As you can imagine, the resultant sourdough loaf from that first experience was amazingly delicious and I was hooked … yes I’ll say it out loud – I had a Yeast AFFECTION. Aside from dabbling in donuts on Sunday mornings with a cup of coffee, my professional life with bread did not begin until 8 years later while in college. I learned to make many types of bread and experiment with varying amounts of yeast and dough varietals. Usually I was paired with a journeyman baker so I was restricted to the mundane white, wheat, rye, Italian, squaw etc. The older bakers had long lost their desire to play with their food but they helped me every day to become a better baker. Quality was not a catch-phrase with these folks, it was a religion. Within 6 months I was the only apprentice baker to receive a recurring solo shift on Sunday mornings – the slowest day of the week. Still it was MY day to be in the driver’s seat and I took every advantage to FLOUR and germinate my love of the oven.

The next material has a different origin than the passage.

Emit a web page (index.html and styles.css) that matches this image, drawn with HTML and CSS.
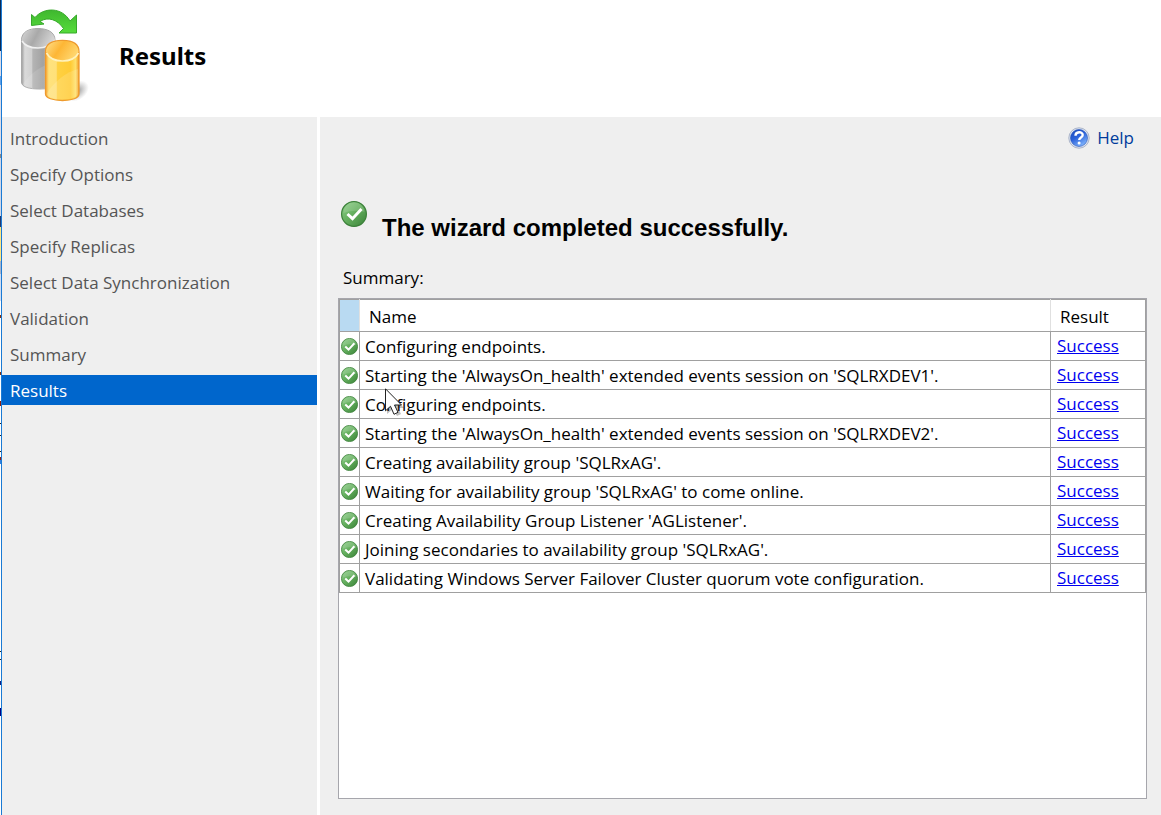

The poor customers on Sunday’s never knew what to expect. The addition of blue, yellow, and red, food coloring to the proofing process, would combine and create ‘CIRCUS BREAD’ when cut open. I would wrap a continuous snake of Danish dough so that when baked it would expand skyward to form a cone I dubbed the ‘Cinnamon Tower’. I would mix wheat dough in a distinctive ‘S’ pattern encapsulated in a shell of white dough. When two small loaves were baked together it would form the yeasty lobes of “BRAIN BREAD”. The owner NEVER restricted my creativity as long as I always completed the standard production schedule FIRST and basically could get the ‘Deli’ girls to sell whatever other weird stuff I made. Let’s just say I had to ‘buy’ more than a few odd creations in that job to keep my boss happy. He understood though – he was a former baker too so he never panned my efforts - I guess he knew it was to be expected when you are clearly “IN-BREAD”.

1 comment:

  1. Gee-How creative baking can be!
    I was especially enchanted with your baking loaves of BRAIN BREAD.
    What I want to know, however, is:
    How the heck did you get a loaf of that
    INSIDE your HEAD???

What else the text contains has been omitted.